Mesh LLM: Distributed AI Computing via Iroh

Mesh LLM: Distributed AI Computing via Iroh

Mesh LLM is a distributed computing framework that pools available GPU and memory resources across multiple machines to run large language models (LLMs). By leveraging the Iroh networking library, it allows users to run models that are too large for any single machine's VRAM by splitting the workload across a mesh of peers, exposing the entire cluster as a single OpenAI-compatible API at localhost:9337/v1.

Distributed Model Inference Architecture

Mesh LLM enables three primary methods of serving model requests to ensure flexibility and resource optimization:

  1. Local Execution: The request is processed on the local machine's GPU.
  2. Peer Routing: The request is routed to a peer in the mesh that already has the required model loaded.
  3. Pipeline Splitting (Skippy): For models too large for any single node, Mesh LLM uses a "split mode" called "Skippy." This partitions a model by layer ranges into stages (e.g., layers 0-15 on one node, 16-31 on the next). Activations flow sequentially from one stage to the next across the network.

The system supports a catalog of over 40 models, ranging from small models fitting on laptops to mixture-of-experts (MoE) giants up to 235B parameters.

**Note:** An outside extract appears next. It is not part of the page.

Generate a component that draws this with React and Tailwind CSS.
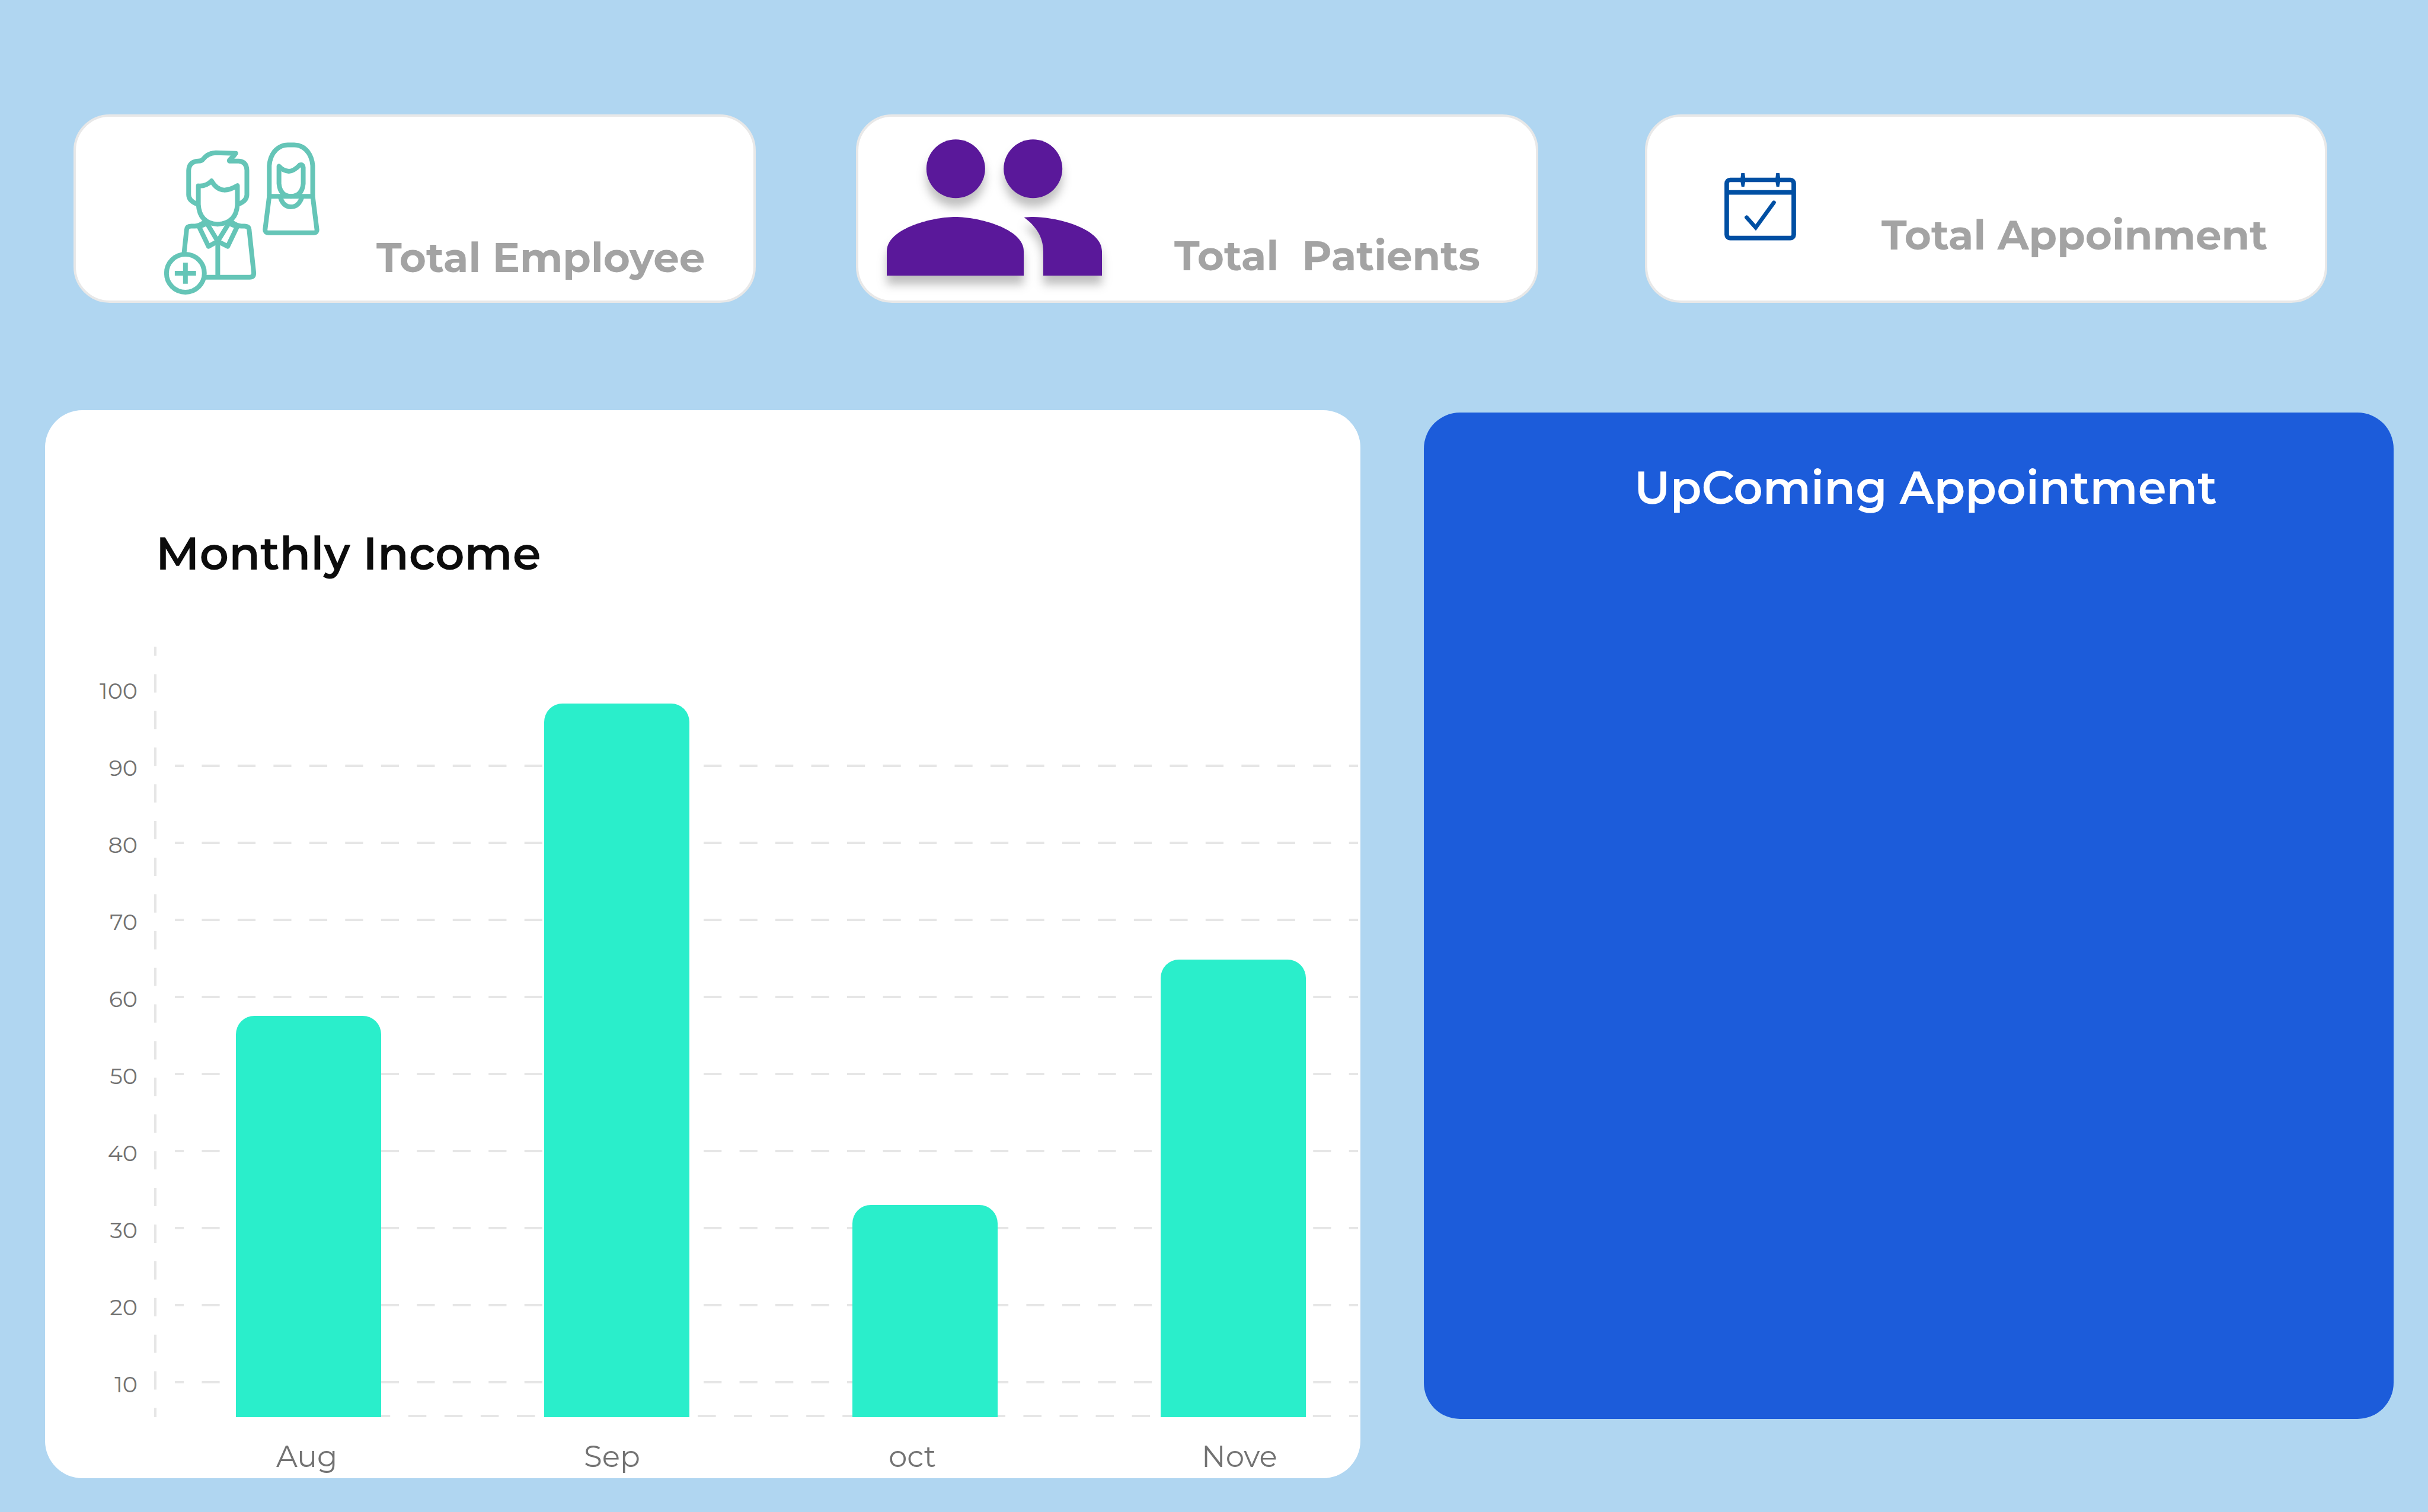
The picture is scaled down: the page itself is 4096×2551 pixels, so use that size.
const yLabels = [100, 90, 80, 70, 60, 50, 40, 30, 20, 10];
const gridLines = [201, 331, 461, 591, 721, 851, 981, 1111, 1241];

const bars = [
  { month: "Aug", x: 139, top: 623 },
  { month: "Sep", x: 659, top: 96 },
  { month: "oct", x: 1179, top: 942 },
  { month: "Nove", x: 1699, top: 528 },
];

const BAR_WIDTH = 245;
const BAR_RADIUS = 31;
const PLOT_BOTTOM = 1300;

function barPath({ x, top }) {
  const r = BAR_RADIUS;
  const right = x + BAR_WIDTH;
  return `M${x} ${PLOT_BOTTOM}V${top + r}A${r} ${r} 0 0 1 ${x + r} ${top}H${right - r}A${r} ${r} 0 0 1 ${right} ${top + r}V${PLOT_BOTTOM}Z`;
}

function EmployeeIcon() {
  return (
    <svg
      className="h-[260px] w-[265px] shrink-0 text-[#65c5b7] [&_*]:[vector-effect:non-scaling-stroke]"
      viewBox="460 205 680 815"
      preserveAspectRatio="none"
      fill="none"
      stroke="currentColor"
      strokeWidth="8"
      strokeLinejoin="round"
      aria-hidden="true"
    >
      {/* man: hair, fringe and face */}
      <path d="M607 538Q572 522 571 490V360Q573 314 612 311Q628 311 634 300Q655 268 688 267L775 270Q768 284 755 296Q744 309 748 311H788Q822 314 823 360V490Q822 522 788 538" />
      <path d="M613 442Q645 446 670 416Q692 463 725 464Q750 464 782 441V540Q778 640 696 645Q618 640 613 540Z" />
      {/* man: jacket, collar and buttons */}
      <path d="M640 634Q615 655 598 655H582Q563 655 562 675L551 800M757 634Q782 655 800 655H812Q832 655 833 675L853 903Q853 925 835 925H640" />
      <path d="M616 658L657 762L697 735L650 640Z" />
      <path d="M781 658L740 762L697 735L745 640Z" />
      <path d="M697 735V925" />
      {/* add badge */}
      <ellipse cx="557" cy="904" rx="82" ry="100" fill="#fff" />
      <path d="M511 904H603M557 848V960" />
      {/* woman */}
      <path d="M920 497V335C925 260 965 225 1000 225H1028C1063 225 1103 260 1108 335V497" />
      <path d="M920 497L902 672Q901 690 917 690H1112Q1128 690 1126 672L1108 497Z" />
      <path d="M967 500Q980 553 1014 553Q1048 553 1062 500" />
      <path d="M962 338V430Q967 496 1014 497Q1062 496 1067 430V345Q1065 325 1052 332Q1025 365 1005 365Q980 363 962 338Z" />
    </svg>
  );
}

function PatientsIcon() {
  return (
    <svg
      className="h-[231px] w-[363px] shrink-0 overflow-visible drop-shadow-[0_15px_8px_rgba(0,0,0,0.25)]"
      viewBox="1 5 22 14"
      fill="#5a189a"
      aria-hidden="true"
    >
      <circle cx="8.050" cy="8.070" r="3" />
      <circle cx="15.950" cy="8.070" r="3" />
      <path d="M8 13c-2.33 0-7 1.17-7 3.5V19h14v-2.500c0-2.330-4.670-3.500-7-3.500z" />
      <path d="M16 13c-.29 0-.62.02-.97.05 1.160.84 1.970 1.970 1.970 3.450V19h6v-2.500c0-2.330-4.670-3.500-7-3.500z" />
    </svg>
  );
}

function AppointmentIcon() {
  return (
    <svg
      className="h-[114px] w-[121px] shrink-0 text-[#004fa3]"
      viewBox="0 0 126 119"
      fill="none"
      stroke="currentColor"
      strokeWidth="8"
      aria-hidden="true"
    >
      <rect x="4" y="12" width="118" height="102.500" rx="6" />
      <path d="M4 34H122" />
      <path d="M29.500 0H35.500L36.500 8V16L35 24H30L28.500 16V8ZM91 0H97L98 8V16L96.500 24H91.500L90 16V8Z" fill="currentColor" stroke="none" />
      <path d="M39 78L55 96L87 52" strokeWidth="7" strokeLinecap="round" />
    </svg>
  );
}

function StatCard({ className, children }) {
  return (
    <section className={`flex h-[318px] items-start rounded-[61px] border-4 border-[#e8e8e8] bg-white ${className}`}>
      {children}
    </section>
  );
}

function StatLabel({ className, children }) {
  return (
    <h2 className={`text-[69px] leading-[80px] font-bold whitespace-pre text-[#a3a3a3] ${className}`}>{children}</h2>
  );
}

function IncomeChart() {
  return (
    <section className="rounded-[63px] bg-white pt-[191px]">
      <h2 className="pl-[187px] text-[77px] leading-[100px] font-semibold text-[#0c0c0c]">Monthly Income</h2>
      <div className="mt-[108px] flex h-[1300px]">
        <div className="w-[156px] shrink-0 pt-[9px] text-right text-[38px] text-[#727272]">
          {yLabels.map((n) => (
            <div key={n} className="flex h-[130px] items-center justify-end">
              {n}
            </div>
          ))}
        </div>
        <svg className="ml-[27px] h-[1300px] min-w-0 flex-1" viewBox="0 0 2036 1300" preserveAspectRatio="none" role="img" aria-label="Monthly income by month">
          <g stroke="#e6e6e6" strokeWidth="4">
            <path d="M3 0V1300" strokeDasharray="30.950 30.950" strokeDashoffset="15.475" />
            {gridLines.map((y) => (
              <path key={y} d={`M36 ${y}H2032`} strokeDasharray="30.240 30.240" strokeDashoffset="15.120" />
            ))}
            <path d="M384 1298H2032" strokeDasharray="30.520 30.520" strokeDashoffset="15.260" />
          </g>
          {bars.map((b) => (
            <path key={b.month} d={barPath(b)} fill="#2aeecb" />
          ))}
        </svg>
      </div>
      <div className="grid grid-cols-[519fr_514fr_528fr_268fr] pt-[32px] pb-[1px] pl-[390px] text-[50px] leading-[70px] text-[#727272]">
        {bars.map((b) => (
          <span key={b.month}>{b.month}</span>
        ))}
      </div>
    </section>
  );
}

export default function App() {
  return (
    <main className="min-h-screen bg-[#b0d6f1] pt-[193px] pb-[57px] font-['Montserrat','Inter',sans-serif]">
      <div className="grid grid-cols-[1151fr_169fr_1151fr_180fr_1151fr] pr-[170px] pl-[124px]">
        <StatCard className="pt-[41px] pl-[147px]">
          <EmployeeIcon />
          <StatLabel className="mt-[156px] ml-[95px]">Total Employee</StatLabel>
        </StatCard>
        <StatCard className="col-start-3 pt-[37px] pl-[48px]">
          <PatientsIcon />
          <StatLabel className="mt-[157px] ml-[122px]">{"Total  Patients"}</StatLabel>
        </StatCard>
        <StatCard className="col-start-5 pt-[95px] pl-[130px]">
          <AppointmentIcon />
          <StatLabel className="mt-[64px] ml-[144px]">Total Appoinment</StatLabel>
        </StatCard>
      </div>

      <div className="mt-[181px] grid grid-cols-[2218fr_1636fr] items-start gap-x-[107px] pr-[58px] pl-[76px]">
        <IncomeChart />
        <section className="mt-1 min-h-[1698px] rounded-[61px] bg-[#1c5cda] pt-[76px] pl-[355px]">
          <h2 className="text-[77px] leading-[100px] font-semibold text-white">UpComing Appointment</h2>
        </section>
      </div>
    </main>
  );
}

Networking and Transport via Iroh

Mesh LLM utilizes Iroh to handle the complexities of peer-to-peer networking, including NAT traversal, hole-punching, and relay fallbacks. Each node is identified by a public key, and all communications occur over authenticated QUIC connections.

Protocol Specification

The system uses QUIC's ALPN negotiation to separate traffic into three distinct channels:

  • mesh-llm/1: Handles the main mesh operations, including gossip, routing, HTTP tunnels, and plugin channels.
  • mesh-llm-control/1: Manages the owner control plane for configuration synchronization and ownership attestation.
  • skippy-stage/2: A dedicated channel for latency-sensitive activation transport used in split models.

Within the mesh-llm/1 connection, bidirectional QUIC streams are demultiplexed using a leading byte to identify the stream type:

Byte Stream Type Description
0x01 GOSSIP Peer announcements (models, GPU, RTT, capabilities)
0x04 TUNNEL_HTTP Inference requests proxied to a peer
0x05 ROUTE_REQUEST Queries regarding hosted models
0x06 PEER_DOWN Dead-peer notifications
0x07 PEER_LEAVING Graceful shutdown
0x08 PLUGIN_CHANNEL Plugin RPC
0x0e DIRECT_PATH_REQUEST Direct address sharing for NAT traversal

Deployment and Accessibility

Mesh LLM is distributed as lightweight software (approximately 18 MB) that can be configured for either public mesh participation or private deployments. To ensure global connectivity, the project maintains two Iroh relays in different regions to provide fallback paths for nodes that cannot establish direct connections.

Future developments include a mobile application built on Iroh's Swift SDK and integration with ACP (the emerging agent standard) to allow more diverse clients to join the mesh.

Community Insights and Performance

Community discussions highlight both the ease of deployment and the inherent challenges of distributed inference over consumer networks.

Setup and Usability

Users have reported a seamless onboarding experience, noting that the mesh-llm --auto command simplifies the process of joining a swarm, downloading models from peers, and serving content.

Performance Trade-offs

While network latency is a primary concern for distributed LLMs, some performance data exists for larger models. For example, the Qwen 235B MoE model has been proven to run at 16 tokens per second across two nodes. However, some users remain skeptical about the viability of interactive use over standard consumer internet connections compared to local VRAM or system RAM.

Security and Privacy

Concerns have been raised regarding data privacy in a distributed mesh, specifically whether the host node processing a request can see the user's data. While Iroh provides secure transport, the data processed by the node is accessible to the host of that node.